The monochromatic assemblages of Amber Cowan (previously) are at once domestic narratives and homages to an abandoned industry. Delicate baubles frame a central figure or scene that the Philadelphia-based artist illustrates with scraps of pressed glass. Whether focused on a lone bridesmaid or a hen hoarding eggs, Cowan’s works explore the feminine experience through themes of “loneliness, the search for meaning, the search for love, and the following of symbolism in the mundane.”
Cowan shops at antique stores and markets for materials, although she more frequently scours scrapyards around the country for discarded bits of glass, which are known as cullets.

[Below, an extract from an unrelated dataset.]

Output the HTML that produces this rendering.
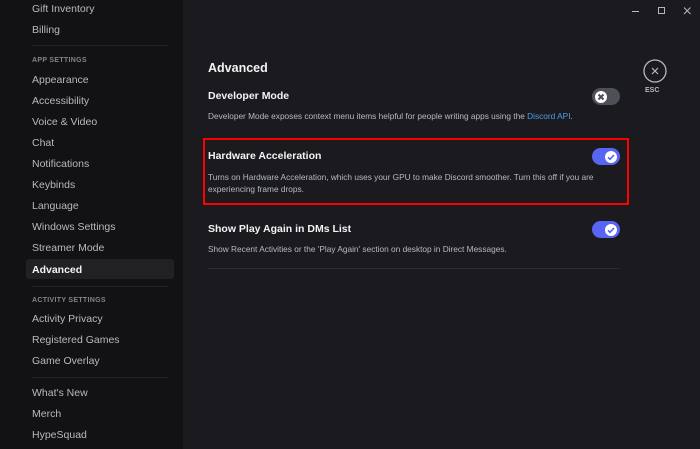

As a whole, the now-defunct industry was booming from the mid-1800s before it dropped off during the 20th Century. “Nowadays, this material is out of fashion and relegated to the dustbin of American design,” the artist writes, noting that she often finds masses of historic hues at the scrapyards. “These barrels of color are often the last of their run, and my work will essentially give the formulas their final resting place and visually abundant celebration of life.”
Some of Cowan’s work is included in the recently published book, Objects: USA 2020. If you’re in New York, her piece “Dance of the Pacific Coast Highway at Sunset” is permanently on view at The Museum of Arts and Design, and she’s also part of an upcoming group exhibition at R & Co. Gallery. Until then, explore more of her textured sculptures on her site and Instagram.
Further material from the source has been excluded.